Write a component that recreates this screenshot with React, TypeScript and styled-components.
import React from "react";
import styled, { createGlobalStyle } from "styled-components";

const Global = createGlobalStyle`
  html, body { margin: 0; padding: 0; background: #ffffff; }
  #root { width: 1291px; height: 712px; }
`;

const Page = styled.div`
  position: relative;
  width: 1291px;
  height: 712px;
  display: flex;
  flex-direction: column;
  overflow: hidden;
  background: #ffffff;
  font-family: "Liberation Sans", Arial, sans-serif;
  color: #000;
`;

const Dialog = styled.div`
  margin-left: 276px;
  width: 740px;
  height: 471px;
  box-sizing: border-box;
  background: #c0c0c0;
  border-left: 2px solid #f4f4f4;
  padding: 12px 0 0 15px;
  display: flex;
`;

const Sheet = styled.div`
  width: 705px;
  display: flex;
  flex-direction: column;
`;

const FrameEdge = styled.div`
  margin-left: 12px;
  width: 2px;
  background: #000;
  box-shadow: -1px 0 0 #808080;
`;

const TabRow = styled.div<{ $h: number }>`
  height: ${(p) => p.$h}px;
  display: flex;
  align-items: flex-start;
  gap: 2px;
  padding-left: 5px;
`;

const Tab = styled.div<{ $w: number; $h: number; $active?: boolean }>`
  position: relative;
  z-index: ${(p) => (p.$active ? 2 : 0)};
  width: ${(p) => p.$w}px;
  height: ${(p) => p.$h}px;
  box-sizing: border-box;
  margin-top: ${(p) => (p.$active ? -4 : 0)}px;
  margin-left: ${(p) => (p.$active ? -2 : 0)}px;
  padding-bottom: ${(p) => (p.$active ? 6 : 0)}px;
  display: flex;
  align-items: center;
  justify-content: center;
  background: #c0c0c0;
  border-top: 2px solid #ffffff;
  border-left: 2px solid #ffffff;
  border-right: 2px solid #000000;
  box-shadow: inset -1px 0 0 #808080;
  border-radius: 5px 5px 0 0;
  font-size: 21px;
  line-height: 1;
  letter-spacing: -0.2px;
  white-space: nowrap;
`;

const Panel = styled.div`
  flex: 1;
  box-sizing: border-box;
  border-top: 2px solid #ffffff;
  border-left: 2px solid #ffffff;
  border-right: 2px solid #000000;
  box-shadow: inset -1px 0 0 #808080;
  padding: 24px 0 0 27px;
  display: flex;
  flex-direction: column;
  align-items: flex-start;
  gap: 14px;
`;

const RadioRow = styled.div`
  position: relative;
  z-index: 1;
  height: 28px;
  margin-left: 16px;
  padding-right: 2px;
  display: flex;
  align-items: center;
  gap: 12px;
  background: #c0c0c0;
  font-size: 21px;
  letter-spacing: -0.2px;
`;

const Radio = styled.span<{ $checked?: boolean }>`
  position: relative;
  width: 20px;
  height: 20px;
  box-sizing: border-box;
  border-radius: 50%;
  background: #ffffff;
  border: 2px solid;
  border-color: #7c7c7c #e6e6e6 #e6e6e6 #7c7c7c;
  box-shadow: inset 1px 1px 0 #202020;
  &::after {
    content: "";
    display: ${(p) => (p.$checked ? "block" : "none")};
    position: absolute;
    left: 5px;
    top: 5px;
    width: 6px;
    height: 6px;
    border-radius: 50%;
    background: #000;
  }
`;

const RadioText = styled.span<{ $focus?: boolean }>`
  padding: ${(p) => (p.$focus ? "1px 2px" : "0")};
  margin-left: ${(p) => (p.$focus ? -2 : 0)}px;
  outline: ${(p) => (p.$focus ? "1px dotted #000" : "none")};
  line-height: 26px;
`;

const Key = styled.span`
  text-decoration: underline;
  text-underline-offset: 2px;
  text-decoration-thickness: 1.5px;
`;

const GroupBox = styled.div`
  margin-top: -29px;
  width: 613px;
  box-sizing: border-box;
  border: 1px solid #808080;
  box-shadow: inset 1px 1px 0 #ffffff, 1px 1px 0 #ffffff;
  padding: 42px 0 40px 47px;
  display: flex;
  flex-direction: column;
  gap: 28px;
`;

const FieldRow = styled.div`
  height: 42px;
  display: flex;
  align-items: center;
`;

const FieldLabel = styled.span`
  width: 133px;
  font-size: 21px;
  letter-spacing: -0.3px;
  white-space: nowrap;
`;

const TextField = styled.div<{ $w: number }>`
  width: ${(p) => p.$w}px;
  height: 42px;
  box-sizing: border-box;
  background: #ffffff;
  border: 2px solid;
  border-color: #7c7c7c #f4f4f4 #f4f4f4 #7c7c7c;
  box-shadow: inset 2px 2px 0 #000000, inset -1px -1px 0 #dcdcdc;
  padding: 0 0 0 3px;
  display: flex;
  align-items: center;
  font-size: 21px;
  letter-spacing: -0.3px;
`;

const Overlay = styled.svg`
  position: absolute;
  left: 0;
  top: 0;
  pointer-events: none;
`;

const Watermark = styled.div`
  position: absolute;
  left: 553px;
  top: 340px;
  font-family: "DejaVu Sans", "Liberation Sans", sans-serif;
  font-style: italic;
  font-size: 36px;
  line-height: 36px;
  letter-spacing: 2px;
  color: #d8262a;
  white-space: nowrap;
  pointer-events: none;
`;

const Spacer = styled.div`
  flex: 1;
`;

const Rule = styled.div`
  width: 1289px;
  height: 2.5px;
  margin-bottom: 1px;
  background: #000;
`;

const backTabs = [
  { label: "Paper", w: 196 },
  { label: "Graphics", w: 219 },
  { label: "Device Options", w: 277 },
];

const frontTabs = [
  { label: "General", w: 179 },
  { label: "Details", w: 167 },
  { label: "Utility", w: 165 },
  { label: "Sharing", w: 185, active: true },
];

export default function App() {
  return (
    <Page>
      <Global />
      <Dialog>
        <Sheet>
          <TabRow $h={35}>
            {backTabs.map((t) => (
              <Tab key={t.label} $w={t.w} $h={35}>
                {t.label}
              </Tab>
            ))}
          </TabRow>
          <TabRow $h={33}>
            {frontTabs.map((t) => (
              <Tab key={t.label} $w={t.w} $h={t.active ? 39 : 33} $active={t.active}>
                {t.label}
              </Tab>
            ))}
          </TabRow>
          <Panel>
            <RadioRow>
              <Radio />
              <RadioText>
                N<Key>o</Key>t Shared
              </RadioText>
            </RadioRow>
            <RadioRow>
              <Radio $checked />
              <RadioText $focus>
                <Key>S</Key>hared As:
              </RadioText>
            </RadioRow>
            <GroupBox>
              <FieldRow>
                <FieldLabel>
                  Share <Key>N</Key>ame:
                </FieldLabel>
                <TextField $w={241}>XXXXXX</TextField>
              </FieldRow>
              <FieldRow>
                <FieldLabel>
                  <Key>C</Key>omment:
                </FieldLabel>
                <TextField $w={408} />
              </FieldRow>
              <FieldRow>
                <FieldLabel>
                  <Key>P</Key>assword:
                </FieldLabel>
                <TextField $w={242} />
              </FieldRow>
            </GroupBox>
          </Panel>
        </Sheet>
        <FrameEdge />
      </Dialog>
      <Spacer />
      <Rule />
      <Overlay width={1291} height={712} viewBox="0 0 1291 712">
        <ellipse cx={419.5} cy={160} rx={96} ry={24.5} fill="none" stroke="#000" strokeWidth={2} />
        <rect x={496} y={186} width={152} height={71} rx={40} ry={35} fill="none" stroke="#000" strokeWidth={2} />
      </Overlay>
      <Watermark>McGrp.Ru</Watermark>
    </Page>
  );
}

(Task instructions):
Set down the material above again, word for word.

(Solution for this task):
Write a component that recreates this screenshot with React, TypeScript and styled-components.
import React from "react";
import styled, { createGlobalStyle } from "styled-components";

const Global = createGlobalStyle`
  html, body { margin: 0; padding: 0; background: #ffffff; }
  #root { width: 1291px; height: 712px; }
`;

const Page = styled.div`
  position: relative;
  width: 1291px;
  height: 712px;
  display: flex;
  flex-direction: column;
  overflow: hidden;
  background: #ffffff;
  font-family: "Liberation Sans", Arial, sans-serif;
  color: #000;
`;

const Dialog = styled.div`
  margin-left: 276px;
  width: 740px;
  height: 471px;
  box-sizing: border-box;
  background: #c0c0c0;
  border-left: 2px solid #f4f4f4;
  padding: 12px 0 0 15px;
  display: flex;
`;

const Sheet = styled.div`
  width: 705px;
  display: flex;
  flex-direction: column;
`;

const FrameEdge = styled.div`
  margin-left: 12px;
  width: 2px;
  background: #000;
  box-shadow: -1px 0 0 #808080;
`;

const TabRow = styled.div<{ $h: number }>`
  height: ${(p) => p.$h}px;
  display: flex;
  align-items: flex-start;
  gap: 2px;
  padding-left: 5px;
`;

const Tab = styled.div<{ $w: number; $h: number; $active?: boolean }>`
  position: relative;
  z-index: ${(p) => (p.$active ? 2 : 0)};
  width: ${(p) => p.$w}px;
  height: ${(p) => p.$h}px;
  box-sizing: border-box;
  margin-top: ${(p) => (p.$active ? -4 : 0)}px;
  margin-left: ${(p) => (p.$active ? -2 : 0)}px;
  padding-bottom: ${(p) => (p.$active ? 6 : 0)}px;
  display: flex;
  align-items: center;
  justify-content: center;
  background: #c0c0c0;
  border-top: 2px solid #ffffff;
  border-left: 2px solid #ffffff;
  border-right: 2px solid #000000;
  box-shadow: inset -1px 0 0 #808080;
  border-radius: 5px 5px 0 0;
  font-size: 21px;
  line-height: 1;
  letter-spacing: -0.2px;
  white-space: nowrap;
`;

const Panel = styled.div`
  flex: 1;
  box-sizing: border-box;
  border-top: 2px solid #ffffff;
  border-left: 2px solid #ffffff;
  border-right: 2px solid #000000;
  box-shadow: inset -1px 0 0 #808080;
  padding: 24px 0 0 27px;
  display: flex;
  flex-direction: column;
  align-items: flex-start;
  gap: 14px;
`;

const RadioRow = styled.div`
  position: relative;
  z-index: 1;
  height: 28px;
  margin-left: 16px;
  padding-right: 2px;
  display: flex;
  align-items: center;
  gap: 12px;
  background: #c0c0c0;
  font-size: 21px;
  letter-spacing: -0.2px;
`;

const Radio = styled.span<{ $checked?: boolean }>`
  position: relative;
  width: 20px;
  height: 20px;
  box-sizing: border-box;
  border-radius: 50%;
  background: #ffffff;
  border: 2px solid;
  border-color: #7c7c7c #e6e6e6 #e6e6e6 #7c7c7c;
  box-shadow: inset 1px 1px 0 #202020;
  &::after {
    content: "";
    display: ${(p) => (p.$checked ? "block" : "none")};
    position: absolute;
    left: 5px;
    top: 5px;
    width: 6px;
    height: 6px;
    border-radius: 50%;
    background: #000;
  }
`;

const RadioText = styled.span<{ $focus?: boolean }>`
  padding: ${(p) => (p.$focus ? "1px 2px" : "0")};
  margin-left: ${(p) => (p.$focus ? -2 : 0)}px;
  outline: ${(p) => (p.$focus ? "1px dotted #000" : "none")};
  line-height: 26px;
`;

const Key = styled.span`
  text-decoration: underline;
  text-underline-offset: 2px;
  text-decoration-thickness: 1.5px;
`;

const GroupBox = styled.div`
  margin-top: -29px;
  width: 613px;
  box-sizing: border-box;
  border: 1px solid #808080;
  box-shadow: inset 1px 1px 0 #ffffff, 1px 1px 0 #ffffff;
  padding: 42px 0 40px 47px;
  display: flex;
  flex-direction: column;
  gap: 28px;
`;

const FieldRow = styled.div`
  height: 42px;
  display: flex;
  align-items: center;
`;

const FieldLabel = styled.span`
  width: 133px;
  font-size: 21px;
  letter-spacing: -0.3px;
  white-space: nowrap;
`;

const TextField = styled.div<{ $w: number }>`
  width: ${(p) => p.$w}px;
  height: 42px;
  box-sizing: border-box;
  background: #ffffff;
  border: 2px solid;
  border-color: #7c7c7c #f4f4f4 #f4f4f4 #7c7c7c;
  box-shadow: inset 2px 2px 0 #000000, inset -1px -1px 0 #dcdcdc;
  padding: 0 0 0 3px;
  display: flex;
  align-items: center;
  font-size: 21px;
  letter-spacing: -0.3px;
`;

const Overlay = styled.svg`
  position: absolute;
  left: 0;
  top: 0;
  pointer-events: none;
`;

const Watermark = styled.div`
  position: absolute;
  left: 553px;
  top: 340px;
  font-family: "DejaVu Sans", "Liberation Sans", sans-serif;
  font-style: italic;
  font-size: 36px;
  line-height: 36px;
  letter-spacing: 2px;
  color: #d8262a;
  white-space: nowrap;
  pointer-events: none;
`;

const Spacer = styled.div`
  flex: 1;
`;

const Rule = styled.div`
  width: 1289px;
  height: 2.5px;
  margin-bottom: 1px;
  background: #000;
`;

const backTabs = [
  { label: "Paper", w: 196 },
  { label: "Graphics", w: 219 },
  { label: "Device Options", w: 277 },
];

const frontTabs = [
  { label: "General", w: 179 },
  { label: "Details", w: 167 },
  { label: "Utility", w: 165 },
  { label: "Sharing", w: 185, active: true },
];

export default function App() {
  return (
    <Page>
      <Global />
      <Dialog>
        <Sheet>
          <TabRow $h={35}>
            {backTabs.map((t) => (
              <Tab key={t.label} $w={t.w} $h={35}>
                {t.label}
              </Tab>
            ))}
          </TabRow>
          <TabRow $h={33}>
            {frontTabs.map((t) => (
              <Tab key={t.label} $w={t.w} $h={t.active ? 39 : 33} $active={t.active}>
                {t.label}
              </Tab>
            ))}
          </TabRow>
          <Panel>
            <RadioRow>
              <Radio />
              <RadioText>
                N<Key>o</Key>t Shared
              </RadioText>
            </RadioRow>
            <RadioRow>
              <Radio $checked />
              <RadioText $focus>
                <Key>S</Key>hared As:
              </RadioText>
            </RadioRow>
            <GroupBox>
              <FieldRow>
                <FieldLabel>
                  Share <Key>N</Key>ame:
                </FieldLabel>
                <TextField $w={241}>XXXXXX</TextField>
              </FieldRow>
              <FieldRow>
                <FieldLabel>
                  <Key>C</Key>omment:
                </FieldLabel>
                <TextField $w={408} />
              </FieldRow>
              <FieldRow>
                <FieldLabel>
                  <Key>P</Key>assword:
                </FieldLabel>
                <TextField $w={242} />
              </FieldRow>
            </GroupBox>
          </Panel>
        </Sheet>
        <FrameEdge />
      </Dialog>
      <Spacer />
      <Rule />
      <Overlay width={1291} height={712} viewBox="0 0 1291 712">
        <ellipse cx={419.5} cy={160} rx={96} ry={24.5} fill="none" stroke="#000" strokeWidth={2} />
        <rect x={496} y={186} width={152} height={71} rx={40} ry={35} fill="none" stroke="#000" strokeWidth={2} />
      </Overlay>
      <Watermark>McGrp.Ru</Watermark>
    </Page>
  );
}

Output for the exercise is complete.